◆ **COLLECTED MATERIAL**:
——————————
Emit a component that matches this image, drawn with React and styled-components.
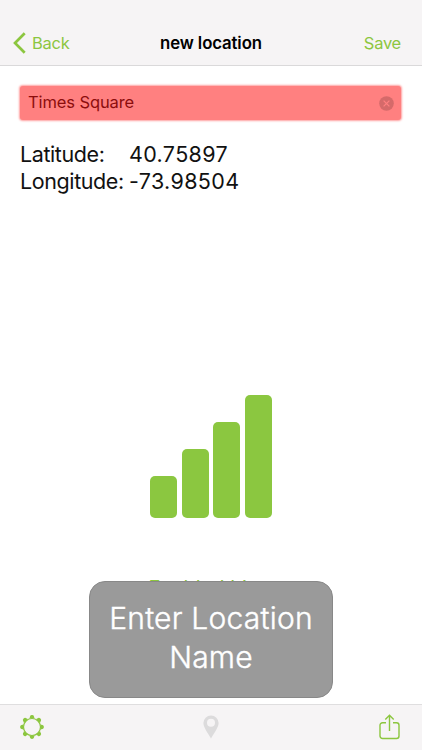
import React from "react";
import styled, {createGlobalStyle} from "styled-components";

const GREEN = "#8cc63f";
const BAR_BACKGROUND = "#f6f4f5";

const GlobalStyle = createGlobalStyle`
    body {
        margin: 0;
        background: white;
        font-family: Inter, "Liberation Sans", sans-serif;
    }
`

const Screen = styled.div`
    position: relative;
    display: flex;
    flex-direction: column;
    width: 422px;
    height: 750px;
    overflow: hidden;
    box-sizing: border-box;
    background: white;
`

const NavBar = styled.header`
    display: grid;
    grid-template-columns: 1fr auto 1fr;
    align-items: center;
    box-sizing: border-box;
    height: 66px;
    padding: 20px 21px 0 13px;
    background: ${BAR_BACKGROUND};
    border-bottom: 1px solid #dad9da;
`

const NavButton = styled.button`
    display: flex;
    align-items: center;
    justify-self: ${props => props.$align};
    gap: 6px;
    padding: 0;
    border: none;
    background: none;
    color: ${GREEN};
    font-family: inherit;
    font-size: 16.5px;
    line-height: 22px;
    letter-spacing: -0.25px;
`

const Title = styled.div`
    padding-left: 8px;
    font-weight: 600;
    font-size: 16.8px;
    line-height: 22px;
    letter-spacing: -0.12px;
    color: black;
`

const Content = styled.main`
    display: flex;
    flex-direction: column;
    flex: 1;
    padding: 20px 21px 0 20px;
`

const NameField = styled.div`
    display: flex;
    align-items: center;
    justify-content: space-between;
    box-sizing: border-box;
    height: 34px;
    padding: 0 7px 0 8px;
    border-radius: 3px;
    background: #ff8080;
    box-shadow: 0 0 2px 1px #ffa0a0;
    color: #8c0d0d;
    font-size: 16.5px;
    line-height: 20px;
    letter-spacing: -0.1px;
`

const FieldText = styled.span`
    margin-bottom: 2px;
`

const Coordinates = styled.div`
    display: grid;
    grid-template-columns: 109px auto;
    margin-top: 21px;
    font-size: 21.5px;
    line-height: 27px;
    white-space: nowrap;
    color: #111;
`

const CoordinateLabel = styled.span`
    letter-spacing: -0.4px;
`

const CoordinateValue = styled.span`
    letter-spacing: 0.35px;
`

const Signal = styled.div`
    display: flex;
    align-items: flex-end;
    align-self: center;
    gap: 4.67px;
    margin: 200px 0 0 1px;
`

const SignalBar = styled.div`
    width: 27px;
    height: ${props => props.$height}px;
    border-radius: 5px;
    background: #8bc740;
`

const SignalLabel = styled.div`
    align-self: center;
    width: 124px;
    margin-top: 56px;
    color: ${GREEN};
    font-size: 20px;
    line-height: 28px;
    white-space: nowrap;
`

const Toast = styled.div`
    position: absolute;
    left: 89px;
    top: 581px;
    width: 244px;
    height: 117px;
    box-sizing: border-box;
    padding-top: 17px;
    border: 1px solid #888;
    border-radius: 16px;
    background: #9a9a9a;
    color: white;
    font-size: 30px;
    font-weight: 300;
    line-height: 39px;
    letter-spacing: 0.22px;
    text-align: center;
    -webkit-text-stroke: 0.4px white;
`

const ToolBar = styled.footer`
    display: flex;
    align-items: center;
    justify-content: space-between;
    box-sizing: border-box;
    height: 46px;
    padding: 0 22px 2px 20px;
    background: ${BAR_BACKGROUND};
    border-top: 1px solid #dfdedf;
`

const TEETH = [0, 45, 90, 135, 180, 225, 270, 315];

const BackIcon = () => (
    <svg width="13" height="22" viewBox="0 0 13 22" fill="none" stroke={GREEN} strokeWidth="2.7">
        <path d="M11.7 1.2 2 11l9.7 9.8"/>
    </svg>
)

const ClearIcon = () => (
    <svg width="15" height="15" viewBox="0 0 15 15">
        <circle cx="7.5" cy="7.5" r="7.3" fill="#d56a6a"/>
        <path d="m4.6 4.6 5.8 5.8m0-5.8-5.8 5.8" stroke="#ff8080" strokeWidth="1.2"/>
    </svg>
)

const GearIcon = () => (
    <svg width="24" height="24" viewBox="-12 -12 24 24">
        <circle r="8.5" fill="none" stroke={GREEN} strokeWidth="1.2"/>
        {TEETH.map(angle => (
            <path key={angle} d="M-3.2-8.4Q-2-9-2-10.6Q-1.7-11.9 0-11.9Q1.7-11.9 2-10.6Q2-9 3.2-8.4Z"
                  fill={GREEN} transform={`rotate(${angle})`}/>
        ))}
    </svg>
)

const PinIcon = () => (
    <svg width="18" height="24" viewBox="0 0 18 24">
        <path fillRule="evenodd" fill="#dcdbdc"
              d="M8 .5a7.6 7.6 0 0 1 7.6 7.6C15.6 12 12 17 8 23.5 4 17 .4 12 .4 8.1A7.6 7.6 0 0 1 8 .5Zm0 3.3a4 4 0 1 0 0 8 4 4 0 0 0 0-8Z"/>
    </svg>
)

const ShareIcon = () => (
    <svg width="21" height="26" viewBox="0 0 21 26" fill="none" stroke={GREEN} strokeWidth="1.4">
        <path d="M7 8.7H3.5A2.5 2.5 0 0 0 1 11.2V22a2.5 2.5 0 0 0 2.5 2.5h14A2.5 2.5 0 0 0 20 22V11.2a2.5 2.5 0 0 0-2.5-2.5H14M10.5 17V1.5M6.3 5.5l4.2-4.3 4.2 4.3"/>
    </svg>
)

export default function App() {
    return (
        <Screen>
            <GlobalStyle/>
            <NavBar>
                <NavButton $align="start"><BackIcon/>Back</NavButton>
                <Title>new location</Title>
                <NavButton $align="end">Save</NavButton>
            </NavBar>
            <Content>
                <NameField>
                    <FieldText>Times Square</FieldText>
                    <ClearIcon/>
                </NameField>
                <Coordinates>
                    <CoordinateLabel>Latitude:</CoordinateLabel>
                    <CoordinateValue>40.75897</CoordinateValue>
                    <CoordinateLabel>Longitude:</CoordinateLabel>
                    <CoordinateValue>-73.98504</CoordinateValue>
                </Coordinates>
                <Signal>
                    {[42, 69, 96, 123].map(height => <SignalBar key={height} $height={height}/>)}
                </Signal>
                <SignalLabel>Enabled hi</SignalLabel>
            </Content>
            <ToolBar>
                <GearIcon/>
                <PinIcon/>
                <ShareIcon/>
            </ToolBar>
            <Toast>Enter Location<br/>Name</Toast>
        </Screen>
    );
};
——————————
◆ **PROBLEM DESCRIPTION**: Find the string "React" in the listing and return every line that holds it.

◆ **WRITTEN ANSWER**:
Emit a component that matches this image, drawn with React and styled-components.
import React from "react";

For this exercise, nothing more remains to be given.